*SUPPLIED DATA*.
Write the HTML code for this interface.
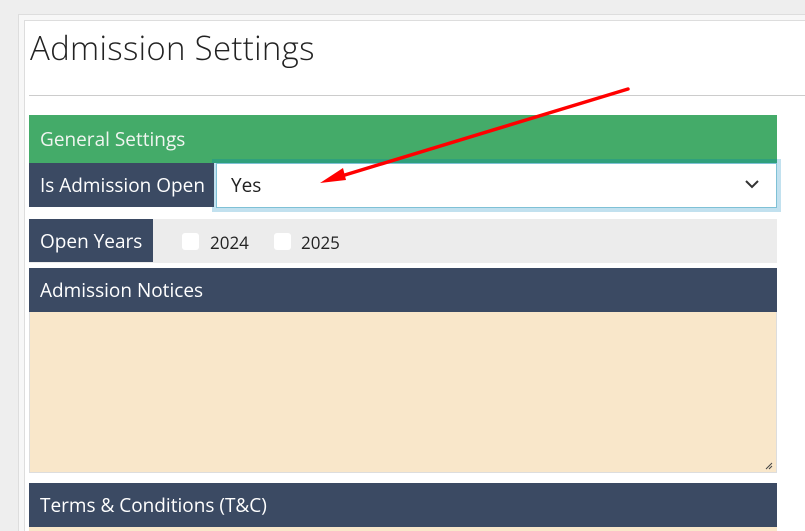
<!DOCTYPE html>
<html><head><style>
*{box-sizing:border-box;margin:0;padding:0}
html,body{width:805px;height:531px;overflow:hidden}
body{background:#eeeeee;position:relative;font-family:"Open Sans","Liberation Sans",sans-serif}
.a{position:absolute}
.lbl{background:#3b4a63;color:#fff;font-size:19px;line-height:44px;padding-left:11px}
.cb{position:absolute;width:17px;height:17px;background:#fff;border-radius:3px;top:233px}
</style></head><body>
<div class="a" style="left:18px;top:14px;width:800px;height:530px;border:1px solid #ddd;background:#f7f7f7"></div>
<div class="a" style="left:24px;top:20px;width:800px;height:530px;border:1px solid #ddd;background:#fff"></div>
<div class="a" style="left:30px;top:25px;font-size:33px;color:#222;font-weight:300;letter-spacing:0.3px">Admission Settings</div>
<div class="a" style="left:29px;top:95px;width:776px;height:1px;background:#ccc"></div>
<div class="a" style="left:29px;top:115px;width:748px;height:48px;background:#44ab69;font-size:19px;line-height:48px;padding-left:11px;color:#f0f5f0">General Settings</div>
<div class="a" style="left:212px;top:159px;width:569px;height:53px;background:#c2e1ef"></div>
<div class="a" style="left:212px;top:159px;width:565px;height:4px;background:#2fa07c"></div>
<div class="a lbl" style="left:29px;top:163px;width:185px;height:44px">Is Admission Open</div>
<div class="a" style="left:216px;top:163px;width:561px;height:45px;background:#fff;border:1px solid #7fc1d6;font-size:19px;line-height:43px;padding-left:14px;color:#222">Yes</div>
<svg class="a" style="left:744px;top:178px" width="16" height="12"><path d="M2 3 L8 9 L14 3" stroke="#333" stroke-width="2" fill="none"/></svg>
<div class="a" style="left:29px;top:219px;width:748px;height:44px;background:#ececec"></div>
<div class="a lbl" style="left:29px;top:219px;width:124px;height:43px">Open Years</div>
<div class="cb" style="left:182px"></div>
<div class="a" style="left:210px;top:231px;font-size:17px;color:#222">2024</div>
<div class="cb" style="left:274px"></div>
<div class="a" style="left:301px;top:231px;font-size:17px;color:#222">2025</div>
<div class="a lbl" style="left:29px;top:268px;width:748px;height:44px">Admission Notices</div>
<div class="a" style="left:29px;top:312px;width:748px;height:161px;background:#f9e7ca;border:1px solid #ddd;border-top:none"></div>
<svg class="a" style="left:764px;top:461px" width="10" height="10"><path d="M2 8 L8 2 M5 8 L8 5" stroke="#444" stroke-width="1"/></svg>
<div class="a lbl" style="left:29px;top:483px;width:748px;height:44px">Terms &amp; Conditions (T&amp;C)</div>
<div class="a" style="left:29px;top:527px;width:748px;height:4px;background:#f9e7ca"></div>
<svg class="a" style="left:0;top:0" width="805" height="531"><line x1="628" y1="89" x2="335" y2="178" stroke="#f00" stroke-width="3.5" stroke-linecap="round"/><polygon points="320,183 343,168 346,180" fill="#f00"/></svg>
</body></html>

*TASK TO COMPLETE*. Images should not appear in the copy; retype the listing above exactly.

*FINISHED TASK*.
Write the HTML code for this interface.
<!DOCTYPE html>
<html><head><style>
*{box-sizing:border-box;margin:0;padding:0}
html,body{width:805px;height:531px;overflow:hidden}
body{background:#eeeeee;position:relative;font-family:"Open Sans","Liberation Sans",sans-serif}
.a{position:absolute}
.lbl{background:#3b4a63;color:#fff;font-size:19px;line-height:44px;padding-left:11px}
.cb{position:absolute;width:17px;height:17px;background:#fff;border-radius:3px;top:233px}
</style></head><body>
<div class="a" style="left:18px;top:14px;width:800px;height:530px;border:1px solid #ddd;background:#f7f7f7"></div>
<div class="a" style="left:24px;top:20px;width:800px;height:530px;border:1px solid #ddd;background:#fff"></div>
<div class="a" style="left:30px;top:25px;font-size:33px;color:#222;font-weight:300;letter-spacing:0.3px">Admission Settings</div>
<div class="a" style="left:29px;top:95px;width:776px;height:1px;background:#ccc"></div>
<div class="a" style="left:29px;top:115px;width:748px;height:48px;background:#44ab69;font-size:19px;line-height:48px;padding-left:11px;color:#f0f5f0">General Settings</div>
<div class="a" style="left:212px;top:159px;width:569px;height:53px;background:#c2e1ef"></div>
<div class="a" style="left:212px;top:159px;width:565px;height:4px;background:#2fa07c"></div>
<div class="a lbl" style="left:29px;top:163px;width:185px;height:44px">Is Admission Open</div>
<div class="a" style="left:216px;top:163px;width:561px;height:45px;background:#fff;border:1px solid #7fc1d6;font-size:19px;line-height:43px;padding-left:14px;color:#222">Yes</div>
<svg class="a" style="left:744px;top:178px" width="16" height="12"><path d="M2 3 L8 9 L14 3" stroke="#333" stroke-width="2" fill="none"/></svg>
<div class="a" style="left:29px;top:219px;width:748px;height:44px;background:#ececec"></div>
<div class="a lbl" style="left:29px;top:219px;width:124px;height:43px">Open Years</div>
<div class="cb" style="left:182px"></div>
<div class="a" style="left:210px;top:231px;font-size:17px;color:#222">2024</div>
<div class="cb" style="left:274px"></div>
<div class="a" style="left:301px;top:231px;font-size:17px;color:#222">2025</div>
<div class="a lbl" style="left:29px;top:268px;width:748px;height:44px">Admission Notices</div>
<div class="a" style="left:29px;top:312px;width:748px;height:161px;background:#f9e7ca;border:1px solid #ddd;border-top:none"></div>
<svg class="a" style="left:764px;top:461px" width="10" height="10"><path d="M2 8 L8 2 M5 8 L8 5" stroke="#444" stroke-width="1"/></svg>
<div class="a lbl" style="left:29px;top:483px;width:748px;height:44px">Terms &amp; Conditions (T&amp;C)</div>
<div class="a" style="left:29px;top:527px;width:748px;height:4px;background:#f9e7ca"></div>
<svg class="a" style="left:0;top:0" width="805" height="531"><line x1="628" y1="89" x2="335" y2="178" stroke="#f00" stroke-width="3.5" stroke-linecap="round"/><polygon points="320,183 343,168 346,180" fill="#f00"/></svg>
</body></html>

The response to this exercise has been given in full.